> [What is asked]
Report every line in the listing that contains the string "page".

★ ★ ★ ★ ★ ★ ★

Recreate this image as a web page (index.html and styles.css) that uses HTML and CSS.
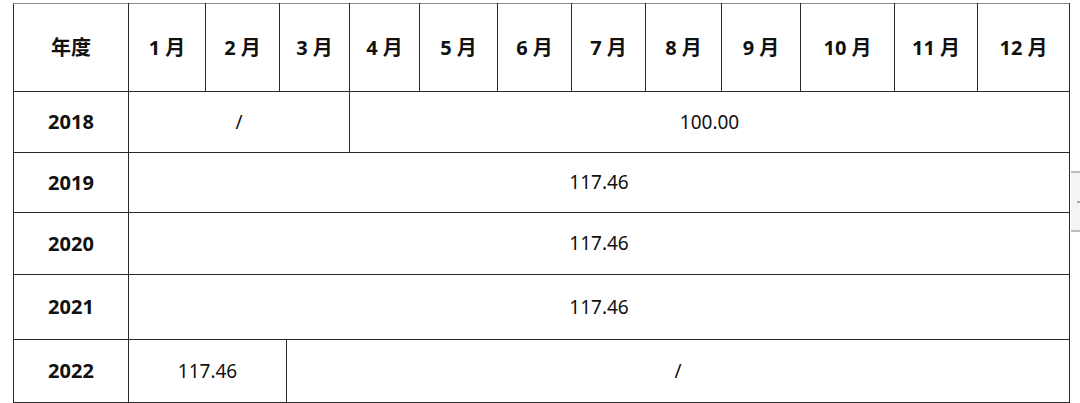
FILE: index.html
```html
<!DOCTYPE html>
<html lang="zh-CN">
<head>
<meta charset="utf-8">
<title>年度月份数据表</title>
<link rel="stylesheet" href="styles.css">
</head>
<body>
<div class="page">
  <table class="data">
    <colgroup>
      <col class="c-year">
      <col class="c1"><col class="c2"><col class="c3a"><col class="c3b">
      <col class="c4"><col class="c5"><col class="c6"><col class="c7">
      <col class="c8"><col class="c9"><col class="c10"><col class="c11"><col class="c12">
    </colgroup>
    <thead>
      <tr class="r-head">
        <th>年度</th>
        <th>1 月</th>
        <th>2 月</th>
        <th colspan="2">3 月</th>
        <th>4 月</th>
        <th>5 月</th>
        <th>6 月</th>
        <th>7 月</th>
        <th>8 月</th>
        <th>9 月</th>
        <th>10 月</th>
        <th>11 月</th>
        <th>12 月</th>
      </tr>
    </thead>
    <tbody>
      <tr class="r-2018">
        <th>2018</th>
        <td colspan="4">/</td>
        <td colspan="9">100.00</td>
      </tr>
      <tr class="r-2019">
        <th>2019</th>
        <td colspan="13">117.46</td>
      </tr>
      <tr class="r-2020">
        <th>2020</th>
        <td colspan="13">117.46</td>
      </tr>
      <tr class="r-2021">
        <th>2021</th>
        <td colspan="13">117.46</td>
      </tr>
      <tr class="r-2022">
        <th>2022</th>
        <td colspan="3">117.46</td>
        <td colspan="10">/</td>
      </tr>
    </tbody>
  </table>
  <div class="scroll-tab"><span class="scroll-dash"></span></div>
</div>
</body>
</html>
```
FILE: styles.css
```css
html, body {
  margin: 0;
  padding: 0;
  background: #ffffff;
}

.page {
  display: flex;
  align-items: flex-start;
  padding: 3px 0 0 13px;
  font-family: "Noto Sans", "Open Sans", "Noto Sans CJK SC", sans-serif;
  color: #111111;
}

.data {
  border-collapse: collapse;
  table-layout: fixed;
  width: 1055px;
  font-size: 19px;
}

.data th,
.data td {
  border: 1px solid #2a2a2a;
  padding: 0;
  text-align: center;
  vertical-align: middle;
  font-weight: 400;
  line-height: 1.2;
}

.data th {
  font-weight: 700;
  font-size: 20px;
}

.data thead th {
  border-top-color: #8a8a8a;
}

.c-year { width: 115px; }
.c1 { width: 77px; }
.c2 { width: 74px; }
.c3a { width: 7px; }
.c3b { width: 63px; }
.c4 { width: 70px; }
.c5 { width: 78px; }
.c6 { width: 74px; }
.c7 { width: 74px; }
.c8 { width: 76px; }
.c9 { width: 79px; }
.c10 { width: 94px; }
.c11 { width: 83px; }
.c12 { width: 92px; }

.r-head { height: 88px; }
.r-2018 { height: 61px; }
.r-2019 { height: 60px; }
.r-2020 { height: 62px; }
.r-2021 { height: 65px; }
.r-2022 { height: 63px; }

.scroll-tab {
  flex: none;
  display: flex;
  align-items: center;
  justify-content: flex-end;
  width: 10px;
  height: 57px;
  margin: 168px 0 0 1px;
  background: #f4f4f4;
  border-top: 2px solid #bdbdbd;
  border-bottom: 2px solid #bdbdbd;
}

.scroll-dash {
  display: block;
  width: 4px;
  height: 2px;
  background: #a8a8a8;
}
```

★ ★ ★ ★ ★ ★ ★

> [Response to the task]
Recreate this image as a web page (index.html and styles.css) that uses HTML and CSS.
<div class="page">
.page {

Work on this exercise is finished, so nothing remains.